Return all the data below as it stands, minus the pictures.

•••••

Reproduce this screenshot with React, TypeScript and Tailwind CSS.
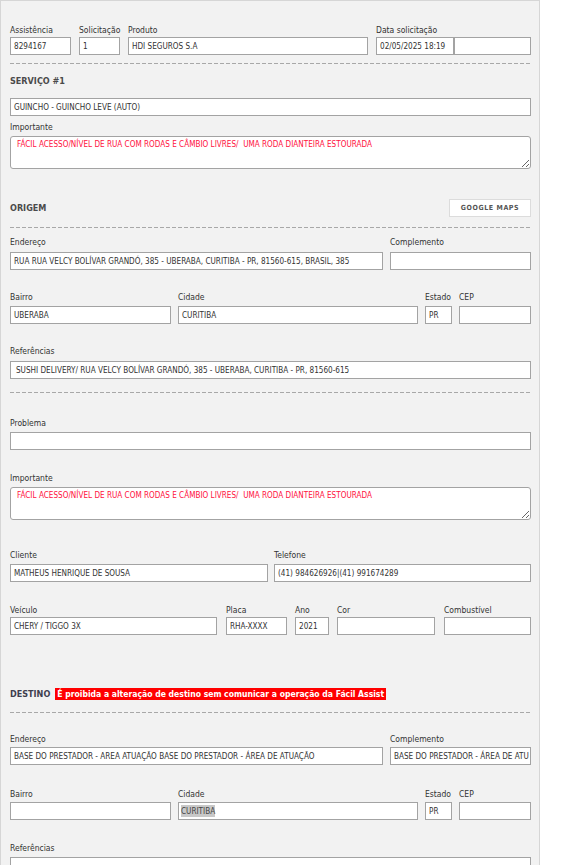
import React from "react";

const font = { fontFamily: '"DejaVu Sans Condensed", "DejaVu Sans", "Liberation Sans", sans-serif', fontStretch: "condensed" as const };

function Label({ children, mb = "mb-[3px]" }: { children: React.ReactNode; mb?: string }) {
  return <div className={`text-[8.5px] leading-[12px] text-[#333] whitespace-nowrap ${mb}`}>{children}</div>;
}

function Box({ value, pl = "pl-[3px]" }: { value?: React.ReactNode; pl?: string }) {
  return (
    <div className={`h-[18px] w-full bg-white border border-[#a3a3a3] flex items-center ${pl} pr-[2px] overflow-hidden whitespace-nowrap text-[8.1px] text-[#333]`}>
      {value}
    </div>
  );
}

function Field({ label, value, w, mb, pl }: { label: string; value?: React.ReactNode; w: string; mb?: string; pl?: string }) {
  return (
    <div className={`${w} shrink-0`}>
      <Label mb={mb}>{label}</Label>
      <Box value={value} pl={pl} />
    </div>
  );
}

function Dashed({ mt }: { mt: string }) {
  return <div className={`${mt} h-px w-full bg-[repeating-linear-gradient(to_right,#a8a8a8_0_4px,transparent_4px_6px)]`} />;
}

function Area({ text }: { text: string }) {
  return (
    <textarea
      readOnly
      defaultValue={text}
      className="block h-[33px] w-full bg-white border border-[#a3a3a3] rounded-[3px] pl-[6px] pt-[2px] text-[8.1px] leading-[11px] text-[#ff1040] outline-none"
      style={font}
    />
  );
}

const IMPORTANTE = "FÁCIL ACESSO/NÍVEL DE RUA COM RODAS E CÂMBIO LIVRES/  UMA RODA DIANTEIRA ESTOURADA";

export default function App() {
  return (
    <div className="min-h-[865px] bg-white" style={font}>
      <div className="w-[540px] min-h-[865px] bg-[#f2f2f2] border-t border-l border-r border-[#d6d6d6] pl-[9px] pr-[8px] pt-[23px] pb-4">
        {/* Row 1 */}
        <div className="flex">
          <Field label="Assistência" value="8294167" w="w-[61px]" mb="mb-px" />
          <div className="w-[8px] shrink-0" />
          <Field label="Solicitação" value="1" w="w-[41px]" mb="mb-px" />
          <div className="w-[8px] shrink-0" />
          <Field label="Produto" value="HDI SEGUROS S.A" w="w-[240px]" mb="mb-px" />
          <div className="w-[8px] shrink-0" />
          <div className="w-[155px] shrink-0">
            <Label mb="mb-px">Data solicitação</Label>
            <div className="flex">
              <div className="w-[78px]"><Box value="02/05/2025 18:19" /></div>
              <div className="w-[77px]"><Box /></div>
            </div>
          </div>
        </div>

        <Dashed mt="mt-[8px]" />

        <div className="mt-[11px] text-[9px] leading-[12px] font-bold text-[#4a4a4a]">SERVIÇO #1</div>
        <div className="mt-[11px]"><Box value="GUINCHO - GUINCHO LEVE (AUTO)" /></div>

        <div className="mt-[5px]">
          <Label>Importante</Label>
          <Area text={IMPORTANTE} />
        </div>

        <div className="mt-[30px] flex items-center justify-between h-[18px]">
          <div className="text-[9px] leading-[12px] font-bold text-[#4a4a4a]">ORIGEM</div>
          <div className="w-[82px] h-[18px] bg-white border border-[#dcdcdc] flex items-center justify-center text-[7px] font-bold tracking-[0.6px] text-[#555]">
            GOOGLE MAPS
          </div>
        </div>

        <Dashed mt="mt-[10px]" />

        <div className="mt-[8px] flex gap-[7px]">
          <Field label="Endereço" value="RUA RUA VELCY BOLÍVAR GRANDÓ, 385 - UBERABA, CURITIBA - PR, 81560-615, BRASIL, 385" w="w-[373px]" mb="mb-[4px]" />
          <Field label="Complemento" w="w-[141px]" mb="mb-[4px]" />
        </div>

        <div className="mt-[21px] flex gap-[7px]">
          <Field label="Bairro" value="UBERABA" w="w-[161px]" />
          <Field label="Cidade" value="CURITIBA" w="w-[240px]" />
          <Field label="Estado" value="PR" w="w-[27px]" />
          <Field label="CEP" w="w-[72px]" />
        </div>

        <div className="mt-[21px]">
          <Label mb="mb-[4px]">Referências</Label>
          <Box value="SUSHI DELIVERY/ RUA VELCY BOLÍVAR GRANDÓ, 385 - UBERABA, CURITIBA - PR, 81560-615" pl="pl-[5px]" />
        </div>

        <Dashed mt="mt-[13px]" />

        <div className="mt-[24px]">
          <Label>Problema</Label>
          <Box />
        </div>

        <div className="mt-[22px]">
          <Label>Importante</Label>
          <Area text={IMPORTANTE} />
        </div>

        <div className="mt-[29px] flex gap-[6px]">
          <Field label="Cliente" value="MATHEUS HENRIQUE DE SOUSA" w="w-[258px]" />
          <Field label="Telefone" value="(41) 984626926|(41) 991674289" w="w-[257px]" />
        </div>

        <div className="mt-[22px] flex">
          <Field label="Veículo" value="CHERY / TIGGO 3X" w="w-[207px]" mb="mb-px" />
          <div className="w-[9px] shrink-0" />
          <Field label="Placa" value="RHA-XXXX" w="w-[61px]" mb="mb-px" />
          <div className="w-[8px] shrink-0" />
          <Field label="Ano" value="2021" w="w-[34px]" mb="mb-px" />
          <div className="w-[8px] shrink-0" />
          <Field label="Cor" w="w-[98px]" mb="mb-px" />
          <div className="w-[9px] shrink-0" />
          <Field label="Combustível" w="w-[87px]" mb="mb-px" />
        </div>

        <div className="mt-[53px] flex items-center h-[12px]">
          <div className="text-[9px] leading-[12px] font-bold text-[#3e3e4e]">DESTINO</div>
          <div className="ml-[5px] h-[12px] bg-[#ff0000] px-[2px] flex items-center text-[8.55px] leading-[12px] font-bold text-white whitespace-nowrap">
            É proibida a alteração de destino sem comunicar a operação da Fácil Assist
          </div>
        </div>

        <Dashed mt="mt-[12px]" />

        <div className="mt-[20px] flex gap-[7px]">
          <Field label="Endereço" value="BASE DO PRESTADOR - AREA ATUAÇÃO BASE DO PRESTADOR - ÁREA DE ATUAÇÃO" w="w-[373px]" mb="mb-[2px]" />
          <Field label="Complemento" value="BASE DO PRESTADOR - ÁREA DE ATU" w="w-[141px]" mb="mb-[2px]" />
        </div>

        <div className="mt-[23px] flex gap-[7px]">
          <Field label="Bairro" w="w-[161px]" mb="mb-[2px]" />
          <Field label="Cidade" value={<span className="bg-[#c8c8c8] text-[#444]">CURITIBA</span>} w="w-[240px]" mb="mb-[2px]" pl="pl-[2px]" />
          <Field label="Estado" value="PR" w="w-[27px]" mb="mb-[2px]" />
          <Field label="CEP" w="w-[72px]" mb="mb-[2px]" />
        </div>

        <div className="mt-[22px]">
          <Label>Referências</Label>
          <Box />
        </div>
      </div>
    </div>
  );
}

•••••

■ CORRECT RESULT:
Reproduce this screenshot with React, TypeScript and Tailwind CSS.
import React from "react";

const font = { fontFamily: '"DejaVu Sans Condensed", "DejaVu Sans", "Liberation Sans", sans-serif', fontStretch: "condensed" as const };

function Label({ children, mb = "mb-[3px]" }: { children: React.ReactNode; mb?: string }) {
  return <div className={`text-[8.5px] leading-[12px] text-[#333] whitespace-nowrap ${mb}`}>{children}</div>;
}

function Box({ value, pl = "pl-[3px]" }: { value?: React.ReactNode; pl?: string }) {
  return (
    <div className={`h-[18px] w-full bg-white border border-[#a3a3a3] flex items-center ${pl} pr-[2px] overflow-hidden whitespace-nowrap text-[8.1px] text-[#333]`}>
      {value}
    </div>
  );
}

function Field({ label, value, w, mb, pl }: { label: string; value?: React.ReactNode; w: string; mb?: string; pl?: string }) {
  return (
    <div className={`${w} shrink-0`}>
      <Label mb={mb}>{label}</Label>
      <Box value={value} pl={pl} />
    </div>
  );
}

function Dashed({ mt }: { mt: string }) {
  return <div className={`${mt} h-px w-full bg-[repeating-linear-gradient(to_right,#a8a8a8_0_4px,transparent_4px_6px)]`} />;
}

function Area({ text }: { text: string }) {
  return (
    <textarea
      readOnly
      defaultValue={text}
      className="block h-[33px] w-full bg-white border border-[#a3a3a3] rounded-[3px] pl-[6px] pt-[2px] text-[8.1px] leading-[11px] text-[#ff1040] outline-none"
      style={font}
    />
  );
}

const IMPORTANTE = "FÁCIL ACESSO/NÍVEL DE RUA COM RODAS E CÂMBIO LIVRES/  UMA RODA DIANTEIRA ESTOURADA";

export default function App() {
  return (
    <div className="min-h-[865px] bg-white" style={font}>
      <div className="w-[540px] min-h-[865px] bg-[#f2f2f2] border-t border-l border-r border-[#d6d6d6] pl-[9px] pr-[8px] pt-[23px] pb-4">
        {/* Row 1 */}
        <div className="flex">
          <Field label="Assistência" value="8294167" w="w-[61px]" mb="mb-px" />
          <div className="w-[8px] shrink-0" />
          <Field label="Solicitação" value="1" w="w-[41px]" mb="mb-px" />
          <div className="w-[8px] shrink-0" />
          <Field label="Produto" value="HDI SEGUROS S.A" w="w-[240px]" mb="mb-px" />
          <div className="w-[8px] shrink-0" />
          <div className="w-[155px] shrink-0">
            <Label mb="mb-px">Data solicitação</Label>
            <div className="flex">
              <div className="w-[78px]"><Box value="02/05/2025 18:19" /></div>
              <div className="w-[77px]"><Box /></div>
            </div>
          </div>
        </div>

        <Dashed mt="mt-[8px]" />

        <div className="mt-[11px] text-[9px] leading-[12px] font-bold text-[#4a4a4a]">SERVIÇO #1</div>
        <div className="mt-[11px]"><Box value="GUINCHO - GUINCHO LEVE (AUTO)" /></div>

        <div className="mt-[5px]">
          <Label>Importante</Label>
          <Area text={IMPORTANTE} />
        </div>

        <div className="mt-[30px] flex items-center justify-between h-[18px]">
          <div className="text-[9px] leading-[12px] font-bold text-[#4a4a4a]">ORIGEM</div>
          <div className="w-[82px] h-[18px] bg-white border border-[#dcdcdc] flex items-center justify-center text-[7px] font-bold tracking-[0.6px] text-[#555]">
            GOOGLE MAPS
          </div>
        </div>

        <Dashed mt="mt-[10px]" />

        <div className="mt-[8px] flex gap-[7px]">
          <Field label="Endereço" value="RUA RUA VELCY BOLÍVAR GRANDÓ, 385 - UBERABA, CURITIBA - PR, 81560-615, BRASIL, 385" w="w-[373px]" mb="mb-[4px]" />
          <Field label="Complemento" w="w-[141px]" mb="mb-[4px]" />
        </div>

        <div className="mt-[21px] flex gap-[7px]">
          <Field label="Bairro" value="UBERABA" w="w-[161px]" />
          <Field label="Cidade" value="CURITIBA" w="w-[240px]" />
          <Field label="Estado" value="PR" w="w-[27px]" />
          <Field label="CEP" w="w-[72px]" />
        </div>

        <div className="mt-[21px]">
          <Label mb="mb-[4px]">Referências</Label>
          <Box value="SUSHI DELIVERY/ RUA VELCY BOLÍVAR GRANDÓ, 385 - UBERABA, CURITIBA - PR, 81560-615" pl="pl-[5px]" />
        </div>

        <Dashed mt="mt-[13px]" />

        <div className="mt-[24px]">
          <Label>Problema</Label>
          <Box />
        </div>

        <div className="mt-[22px]">
          <Label>Importante</Label>
          <Area text={IMPORTANTE} />
        </div>

        <div className="mt-[29px] flex gap-[6px]">
          <Field label="Cliente" value="MATHEUS HENRIQUE DE SOUSA" w="w-[258px]" />
          <Field label="Telefone" value="(41) 984626926|(41) 991674289" w="w-[257px]" />
        </div>

        <div className="mt-[22px] flex">
          <Field label="Veículo" value="CHERY / TIGGO 3X" w="w-[207px]" mb="mb-px" />
          <div className="w-[9px] shrink-0" />
          <Field label="Placa" value="RHA-XXXX" w="w-[61px]" mb="mb-px" />
          <div className="w-[8px] shrink-0" />
          <Field label="Ano" value="2021" w="w-[34px]" mb="mb-px" />
          <div className="w-[8px] shrink-0" />
          <Field label="Cor" w="w-[98px]" mb="mb-px" />
          <div className="w-[9px] shrink-0" />
          <Field label="Combustível" w="w-[87px]" mb="mb-px" />
        </div>

        <div className="mt-[53px] flex items-center h-[12px]">
          <div className="text-[9px] leading-[12px] font-bold text-[#3e3e4e]">DESTINO</div>
          <div className="ml-[5px] h-[12px] bg-[#ff0000] px-[2px] flex items-center text-[8.55px] leading-[12px] font-bold text-white whitespace-nowrap">
            É proibida a alteração de destino sem comunicar a operação da Fácil Assist
          </div>
        </div>

        <Dashed mt="mt-[12px]" />

        <div className="mt-[20px] flex gap-[7px]">
          <Field label="Endereço" value="BASE DO PRESTADOR - AREA ATUAÇÃO BASE DO PRESTADOR - ÁREA DE ATUAÇÃO" w="w-[373px]" mb="mb-[2px]" />
          <Field label="Complemento" value="BASE DO PRESTADOR - ÁREA DE ATU" w="w-[141px]" mb="mb-[2px]" />
        </div>

        <div className="mt-[23px] flex gap-[7px]">
          <Field label="Bairro" w="w-[161px]" mb="mb-[2px]" />
          <Field label="Cidade" value={<span className="bg-[#c8c8c8] text-[#444]">CURITIBA</span>} w="w-[240px]" mb="mb-[2px]" pl="pl-[2px]" />
          <Field label="Estado" value="PR" w="w-[27px]" mb="mb-[2px]" />
          <Field label="CEP" w="w-[72px]" mb="mb-[2px]" />
        </div>

        <div className="mt-[22px]">
          <Label>Referências</Label>
          <Box />
        </div>
      </div>
    </div>
  );
}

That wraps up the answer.